## SHORT PROBLEM
Gather every line in the records below that contains the word "styles".

## DATA FOR THE TASK
** BEGIN **

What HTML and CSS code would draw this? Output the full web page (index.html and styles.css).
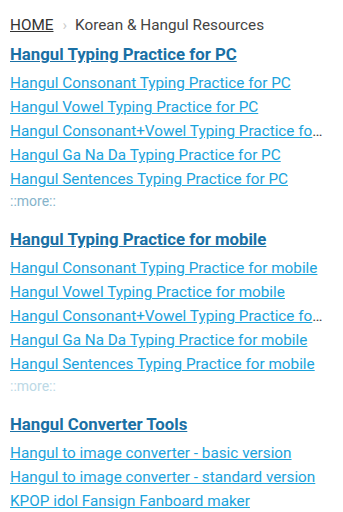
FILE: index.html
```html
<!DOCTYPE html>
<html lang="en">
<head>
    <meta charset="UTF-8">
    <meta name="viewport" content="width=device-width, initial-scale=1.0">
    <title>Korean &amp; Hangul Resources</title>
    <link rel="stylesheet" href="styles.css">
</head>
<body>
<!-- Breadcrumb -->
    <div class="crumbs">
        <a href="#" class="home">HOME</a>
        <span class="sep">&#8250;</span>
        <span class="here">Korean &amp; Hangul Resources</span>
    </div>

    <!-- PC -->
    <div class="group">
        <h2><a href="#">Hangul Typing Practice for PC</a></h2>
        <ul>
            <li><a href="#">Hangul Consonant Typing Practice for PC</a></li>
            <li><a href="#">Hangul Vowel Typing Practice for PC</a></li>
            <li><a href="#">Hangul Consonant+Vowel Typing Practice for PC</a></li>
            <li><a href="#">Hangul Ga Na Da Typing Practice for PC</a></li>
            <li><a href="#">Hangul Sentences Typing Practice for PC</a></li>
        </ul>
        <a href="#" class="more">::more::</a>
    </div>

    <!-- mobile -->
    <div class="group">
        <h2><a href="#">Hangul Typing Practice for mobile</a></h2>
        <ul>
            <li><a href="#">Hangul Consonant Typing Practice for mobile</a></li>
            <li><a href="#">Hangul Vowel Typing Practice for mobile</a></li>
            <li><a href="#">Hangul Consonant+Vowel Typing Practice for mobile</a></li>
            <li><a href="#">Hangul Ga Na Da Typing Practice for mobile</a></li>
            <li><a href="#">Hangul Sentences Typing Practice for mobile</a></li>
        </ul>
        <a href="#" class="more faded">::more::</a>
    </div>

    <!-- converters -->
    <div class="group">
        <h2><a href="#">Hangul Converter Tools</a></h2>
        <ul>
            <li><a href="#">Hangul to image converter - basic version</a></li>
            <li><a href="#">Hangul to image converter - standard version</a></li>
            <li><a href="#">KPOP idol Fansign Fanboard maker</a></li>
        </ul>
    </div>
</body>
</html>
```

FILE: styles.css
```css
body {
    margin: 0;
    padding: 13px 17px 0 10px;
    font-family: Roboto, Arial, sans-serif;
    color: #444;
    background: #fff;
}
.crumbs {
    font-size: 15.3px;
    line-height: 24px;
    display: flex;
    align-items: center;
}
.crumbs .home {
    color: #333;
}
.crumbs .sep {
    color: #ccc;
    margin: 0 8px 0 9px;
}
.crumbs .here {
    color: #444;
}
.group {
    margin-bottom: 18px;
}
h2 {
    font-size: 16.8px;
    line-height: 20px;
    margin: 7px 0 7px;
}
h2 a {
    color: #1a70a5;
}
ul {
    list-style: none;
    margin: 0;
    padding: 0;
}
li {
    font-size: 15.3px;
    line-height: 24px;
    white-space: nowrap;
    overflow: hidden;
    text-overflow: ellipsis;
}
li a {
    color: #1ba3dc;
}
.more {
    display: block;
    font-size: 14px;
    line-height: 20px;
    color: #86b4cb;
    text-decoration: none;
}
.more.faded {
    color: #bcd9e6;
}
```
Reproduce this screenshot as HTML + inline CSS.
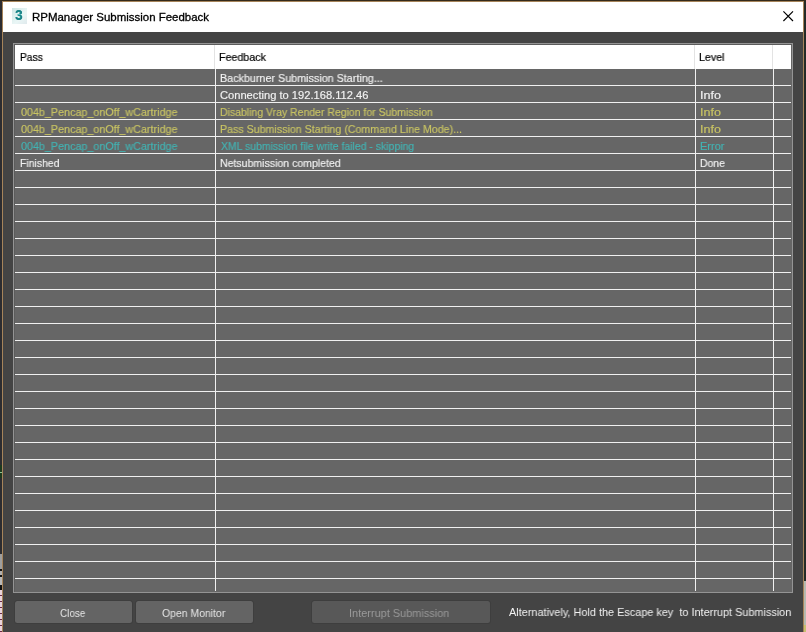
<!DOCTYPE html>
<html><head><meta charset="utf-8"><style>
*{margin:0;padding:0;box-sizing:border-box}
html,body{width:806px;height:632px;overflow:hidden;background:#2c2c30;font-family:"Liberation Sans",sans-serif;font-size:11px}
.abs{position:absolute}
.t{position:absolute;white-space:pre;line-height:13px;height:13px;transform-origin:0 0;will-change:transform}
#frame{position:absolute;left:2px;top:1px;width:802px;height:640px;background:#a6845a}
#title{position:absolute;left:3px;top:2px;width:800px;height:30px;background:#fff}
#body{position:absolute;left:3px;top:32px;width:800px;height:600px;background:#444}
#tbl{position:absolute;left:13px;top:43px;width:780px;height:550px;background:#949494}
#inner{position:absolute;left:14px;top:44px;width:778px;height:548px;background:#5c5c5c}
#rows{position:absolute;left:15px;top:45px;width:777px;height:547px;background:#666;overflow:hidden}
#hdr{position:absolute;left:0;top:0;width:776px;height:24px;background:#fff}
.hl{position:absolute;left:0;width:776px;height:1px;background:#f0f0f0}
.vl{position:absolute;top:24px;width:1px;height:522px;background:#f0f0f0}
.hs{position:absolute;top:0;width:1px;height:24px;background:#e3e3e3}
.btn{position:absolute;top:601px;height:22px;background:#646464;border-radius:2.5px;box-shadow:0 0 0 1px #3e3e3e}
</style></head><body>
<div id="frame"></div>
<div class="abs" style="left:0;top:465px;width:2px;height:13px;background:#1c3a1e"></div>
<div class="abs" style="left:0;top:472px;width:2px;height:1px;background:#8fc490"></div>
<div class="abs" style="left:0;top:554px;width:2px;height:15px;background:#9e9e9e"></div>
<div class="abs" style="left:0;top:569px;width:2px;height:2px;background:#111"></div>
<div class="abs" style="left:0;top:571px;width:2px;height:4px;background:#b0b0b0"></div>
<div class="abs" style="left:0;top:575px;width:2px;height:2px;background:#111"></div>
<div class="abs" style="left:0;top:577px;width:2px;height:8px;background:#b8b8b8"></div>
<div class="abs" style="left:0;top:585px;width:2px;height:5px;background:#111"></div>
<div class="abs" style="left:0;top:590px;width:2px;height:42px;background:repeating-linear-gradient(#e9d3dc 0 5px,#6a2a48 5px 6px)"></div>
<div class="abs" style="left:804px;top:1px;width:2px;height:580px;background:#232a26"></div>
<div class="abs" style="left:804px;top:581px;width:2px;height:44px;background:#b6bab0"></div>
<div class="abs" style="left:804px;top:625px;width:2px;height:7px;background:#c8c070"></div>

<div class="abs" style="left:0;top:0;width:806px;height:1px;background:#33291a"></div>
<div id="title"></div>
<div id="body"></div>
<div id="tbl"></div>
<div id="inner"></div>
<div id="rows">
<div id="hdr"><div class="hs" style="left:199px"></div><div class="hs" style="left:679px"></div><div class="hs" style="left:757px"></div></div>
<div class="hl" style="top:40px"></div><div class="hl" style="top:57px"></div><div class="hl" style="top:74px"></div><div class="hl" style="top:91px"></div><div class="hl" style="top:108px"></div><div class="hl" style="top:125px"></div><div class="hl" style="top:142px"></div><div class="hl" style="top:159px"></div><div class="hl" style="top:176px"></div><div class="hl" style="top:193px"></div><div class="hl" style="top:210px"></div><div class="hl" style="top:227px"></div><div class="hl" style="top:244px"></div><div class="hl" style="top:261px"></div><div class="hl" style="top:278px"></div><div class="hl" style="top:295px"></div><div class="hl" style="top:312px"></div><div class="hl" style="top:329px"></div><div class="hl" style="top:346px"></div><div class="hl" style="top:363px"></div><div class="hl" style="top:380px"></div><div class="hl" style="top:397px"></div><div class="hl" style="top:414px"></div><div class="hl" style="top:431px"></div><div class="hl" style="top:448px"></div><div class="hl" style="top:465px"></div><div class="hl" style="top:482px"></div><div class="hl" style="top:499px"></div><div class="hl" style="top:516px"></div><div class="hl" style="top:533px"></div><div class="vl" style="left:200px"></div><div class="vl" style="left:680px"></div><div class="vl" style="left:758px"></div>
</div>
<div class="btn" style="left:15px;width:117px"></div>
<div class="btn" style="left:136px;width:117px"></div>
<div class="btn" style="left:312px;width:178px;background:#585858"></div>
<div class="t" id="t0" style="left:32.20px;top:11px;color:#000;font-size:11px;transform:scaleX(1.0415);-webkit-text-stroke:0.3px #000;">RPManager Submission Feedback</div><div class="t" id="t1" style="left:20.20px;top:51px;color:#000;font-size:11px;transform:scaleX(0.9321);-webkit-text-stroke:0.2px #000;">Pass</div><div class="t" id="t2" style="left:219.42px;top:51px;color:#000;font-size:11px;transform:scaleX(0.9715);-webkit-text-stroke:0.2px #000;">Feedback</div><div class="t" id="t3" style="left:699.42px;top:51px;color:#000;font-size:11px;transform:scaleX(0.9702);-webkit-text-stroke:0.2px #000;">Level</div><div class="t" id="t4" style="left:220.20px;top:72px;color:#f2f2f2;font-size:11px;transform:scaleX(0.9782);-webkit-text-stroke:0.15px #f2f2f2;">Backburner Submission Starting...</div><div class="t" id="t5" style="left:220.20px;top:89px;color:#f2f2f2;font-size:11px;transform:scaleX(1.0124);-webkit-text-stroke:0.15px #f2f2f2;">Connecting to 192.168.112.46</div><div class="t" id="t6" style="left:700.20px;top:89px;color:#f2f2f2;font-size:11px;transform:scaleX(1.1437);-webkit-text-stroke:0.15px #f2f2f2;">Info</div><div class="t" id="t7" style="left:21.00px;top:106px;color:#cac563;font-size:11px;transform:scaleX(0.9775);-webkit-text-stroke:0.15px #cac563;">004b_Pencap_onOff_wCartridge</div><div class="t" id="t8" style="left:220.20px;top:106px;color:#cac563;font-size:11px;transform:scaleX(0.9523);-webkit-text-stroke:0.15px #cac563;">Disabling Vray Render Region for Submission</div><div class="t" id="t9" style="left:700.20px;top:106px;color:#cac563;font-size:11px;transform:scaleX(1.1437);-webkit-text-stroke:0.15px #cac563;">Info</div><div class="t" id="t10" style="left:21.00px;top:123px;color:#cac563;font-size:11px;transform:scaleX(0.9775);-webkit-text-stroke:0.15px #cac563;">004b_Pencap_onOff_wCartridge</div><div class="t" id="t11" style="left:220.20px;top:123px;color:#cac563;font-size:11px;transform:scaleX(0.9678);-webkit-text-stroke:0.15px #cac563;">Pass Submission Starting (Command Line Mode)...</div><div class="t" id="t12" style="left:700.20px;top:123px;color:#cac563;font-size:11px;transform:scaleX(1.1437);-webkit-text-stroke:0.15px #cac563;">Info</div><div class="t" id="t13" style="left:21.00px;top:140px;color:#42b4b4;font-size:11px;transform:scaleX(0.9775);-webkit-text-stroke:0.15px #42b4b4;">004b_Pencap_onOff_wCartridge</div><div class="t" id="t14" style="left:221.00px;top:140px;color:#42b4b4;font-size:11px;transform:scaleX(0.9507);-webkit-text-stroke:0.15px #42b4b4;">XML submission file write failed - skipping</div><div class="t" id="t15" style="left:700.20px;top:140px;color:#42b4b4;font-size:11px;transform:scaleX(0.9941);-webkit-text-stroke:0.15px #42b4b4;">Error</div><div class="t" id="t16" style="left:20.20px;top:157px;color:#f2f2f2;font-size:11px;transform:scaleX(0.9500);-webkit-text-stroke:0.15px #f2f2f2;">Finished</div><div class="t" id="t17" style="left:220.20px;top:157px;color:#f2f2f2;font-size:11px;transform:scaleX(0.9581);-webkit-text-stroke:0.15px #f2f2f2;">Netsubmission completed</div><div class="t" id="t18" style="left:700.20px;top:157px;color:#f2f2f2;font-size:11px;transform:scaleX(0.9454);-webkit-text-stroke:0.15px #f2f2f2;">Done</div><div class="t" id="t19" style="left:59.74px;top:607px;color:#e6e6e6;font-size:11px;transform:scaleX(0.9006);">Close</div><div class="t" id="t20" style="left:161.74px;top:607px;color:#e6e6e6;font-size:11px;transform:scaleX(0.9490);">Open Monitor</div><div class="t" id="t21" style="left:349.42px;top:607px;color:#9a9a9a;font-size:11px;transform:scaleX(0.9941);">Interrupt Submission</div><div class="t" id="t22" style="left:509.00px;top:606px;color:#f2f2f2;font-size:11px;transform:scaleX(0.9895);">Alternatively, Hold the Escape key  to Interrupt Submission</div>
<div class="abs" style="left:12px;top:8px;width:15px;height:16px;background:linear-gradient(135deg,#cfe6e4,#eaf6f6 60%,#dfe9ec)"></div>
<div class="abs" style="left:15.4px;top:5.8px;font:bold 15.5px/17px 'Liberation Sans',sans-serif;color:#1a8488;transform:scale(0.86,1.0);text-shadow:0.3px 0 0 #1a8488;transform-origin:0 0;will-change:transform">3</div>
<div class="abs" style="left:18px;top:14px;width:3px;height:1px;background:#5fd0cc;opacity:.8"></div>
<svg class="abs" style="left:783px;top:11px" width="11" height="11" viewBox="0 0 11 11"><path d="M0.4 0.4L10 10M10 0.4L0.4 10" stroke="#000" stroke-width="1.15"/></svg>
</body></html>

** END **

## SOLUTION
What HTML and CSS code would draw this? Output the full web page (index.html and styles.css).
    <link rel="stylesheet" href="styles.css">
FILE: styles.css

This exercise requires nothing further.